Market participants began long-term contract negotiations in early November. Traders quoted at $78-80/mt for the two high-quality brands and around $75/mt for mainstream pyro-copper in the wake of the benchmark of $88/mt finalised by Codelco. However, most of the offers from buyers stood below $70/mt, leading to a gridlock in trades.

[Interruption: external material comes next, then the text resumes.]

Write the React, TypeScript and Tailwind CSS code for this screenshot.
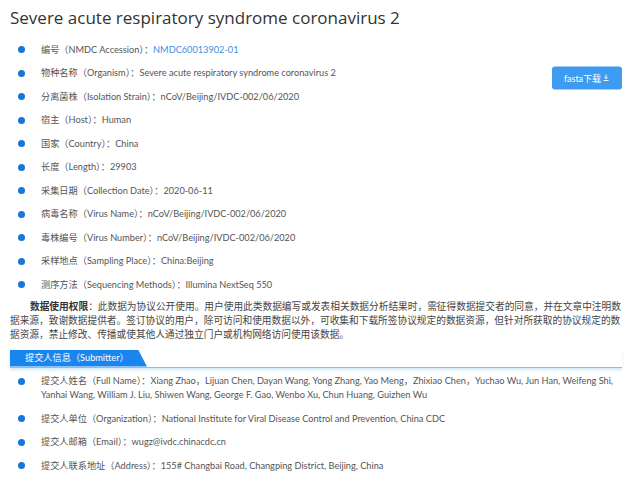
import { ReactNode } from 'react';

const fontStack = "font-['Lato','Noto_Sans_CJK_SC',sans-serif]";

const basicInfo: { label: string; value: ReactNode }[] = [
  { label: '编号（NMDC Accession）：', value: <span className="text-[#3b8fdf]">NMDC60013902-01</span> },
  { label: '物种名称（Organism）：', value: 'Severe acute respiratory syndrome coronavirus 2' },
  { label: '分离菌株（Isolation Strain）：', value: 'nCoV/Beijing/IVDC-002/06/2020' },
  { label: '宿主（Host）：', value: 'Human' },
  { label: '国家（Country）：', value: 'China' },
  { label: '长度（Length）：', value: '29903' },
  { label: '采集日期（Collection Date）：', value: '2020-06-11' },
  { label: '病毒名称（Virus Name）：', value: 'nCoV/Beijing/IVDC-002/06/2020' },
  { label: '毒株编号（Virus Number）：', value: 'nCoV/Beijing/IVDC-002/06/2020' },
  { label: '采样地点（Sampling Place）：', value: 'China:Beijing' },
  { label: '测序方法（Sequencing Methods）：', value: 'Illumina NextSeq 550' },
];

const submitterInfo: { label: string; value: ReactNode }[] = [
  {
    label: '提交人姓名（Full Name）：',
    value: (
      <>
        <span className="whitespace-nowrap">
          Xiang Zhao，Lijuan Chen, Dayan Wang, Yong Zhang, Yao Meng，Zhixiao Chen，Yuchao Wu, Jun Han, Weifeng Shi,
        </span>
        <br />
        Yanhai Wang, William J. Liu, Shiwen Wang, George F. Gao, Wenbo Xu, Chun Huang, Guizhen Wu
      </>
    ),
  },
  { label: '提交人单位（Organization）：', value: 'National Institute for Viral Disease Control and Prevention, China CDC' },
  { label: '提交人邮箱（Email）：', value: 'wugz@ivdc.chinacdc.cn' },
  { label: '提交人联系地址（Address）：', value: '155# Changbai Road, Changping District, Beijing, China' },
];

const Dot = () => <span className="block w-[7px] h-[7px] rounded-full bg-[#1677d9] shrink-0" />;

const DownloadButton = () => (
  <button className="h-[23px] w-[70px] rounded-[3px] bg-[#3d9bf2] text-white text-[9px] flex items-center justify-center gap-[1px] translate-y-[4.5px]">
    fasta下载
    <svg width="8" height="8" viewBox="0 0 8 8" fill="none" stroke="white" strokeWidth="0.9">
      <path d="M4 1v4.2M2.3 3.6L4 5.3l1.7-1.7M1.5 7h5" />
    </svg>
  </button>
);

export default function App() {
  return (
    <div className={`w-[641px] h-[485px] bg-white overflow-hidden pl-[10px] pr-[19px] ${fontStack}`}>
      <h1 className="text-[17px] leading-[24px] pt-[6px] text-[#333] font-['Open_Sans',sans-serif]">
        Severe acute respiratory syndrome coronavirus 2
      </h1>

      <ul className="mt-[8px]">
        {basicInfo.map((item, i) => (
          <li key={i} className="h-[23.5px] flex items-center text-[9.2px] text-[#555]">
            <span className="w-[31px] pl-[7.5px] flex"><Dot /></span>
            <span className="flex-1">
              {item.label}
              {item.value}
            </span>
            {i === 1 && <DownloadButton />}
          </li>
        ))}
      </ul>

      <p className="mt-[2px] text-[9.7px] leading-[14px] text-[#444] indent-[20px]">
        <b className="text-[#333]">数据使用权限</b>：此数据为协议公开使用。用户使用此类数据编写或发表相关数据分析结果时，需征得数据提交者的同意，并在文章中注明数据来源，致谢数据提供者。签订协议的用户，除可访问和使用数据以外，可收集和下载所签协议规定的数据资源，但针对所获取的协议规定的数据资源，禁止修改、传播或使其他人通过独立门户或机构网络访问使用该数据。
      </p>

      <div className="mt-[9px] border-b-[1.5px] border-[#8fbfd8] shadow-[0_2px_3px_rgba(120,190,230,0.35)]">
        <div className="h-[17px] w-[137px] bg-[#1a85ee] text-white text-[9.2px] flex items-center pl-[15px] [clip-path:polygon(0_0,128px_0,137px_100%,0_100%)]">
          提交人信息（Submitter）
        </div>
      </div>

      <ul className="mt-[2px]">
        {submitterInfo.map((item, i) => (
          <li key={i} className="py-[4.75px] flex items-start text-[9.2px] leading-[14px] text-[#555]">
            <span className="w-[31px] pl-[7.5px] h-[14px] flex items-center"><Dot /></span>
            <span className="flex-1">
              {item.label}
              {item.value}
            </span>
          </li>
        ))}
      </ul>
    </div>
  );
}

The overall import market was subdued in 2020. Imports saw a lack of opportunities with the exception of Q2 when the import window opened for an extended period. The recovery of domestic demand accelerated in Q2, while supply was tight. Brisk trades pushed up Yangshan copper premiums to the highest since October 2018. However, the SHFE/LME copper price ratio fell as weaker domestic consumption combined with large volumes of copper scrap supply driven by high copper prices lowered copper prices in China. In addition, liquidities also decreased. As such, Yangshan copper premiums fell below $50/mt. As of December 17, the average SMM Yangshan copper premium stood at $71.19/mt under warrants, and at $62.82/mt under bill of lading. The average Yangshan copper premium for high-quality copper stood at $69.92/mt, well below the $88/mt benchmark quoted by Codelco.
The market is also bearish over the import market in 2021. Overseas manufacturing has been affected by COVID-19, improving demand in China. As overseas manufacturing is gradually recovering after COVID-19, domestic demand is likely to weaken in 2021. On top of that, the implementation of new regulations on secondary copper (brass) imports will further depress demand for non-standard, non-registered and some registered hydro-copper brands. The weak market performance, together with expectations of weaker demand for imported copper have hampered signing of long-term contracts for next year.
Codelco insisted on an offer of $88/mt for the two high-quality brands. Some traders reached deals to ensure the stability of supply and maintain trades contacts, but trading volumes were limited. Japanese and South Korean smelters and domestic traders signed long-term contracts with import premiums of $70-75/mt, and the prices with downstream buyers are slightly lower. The acceptance of ISA and OLYDA brands in China has decreased due to China-Australia trade issues, increasing difficulties for Glencore and BHP in signing long-term contracts. Long-term contracts of non-registered A-grade copper imports were signed with discounts of $20/mt.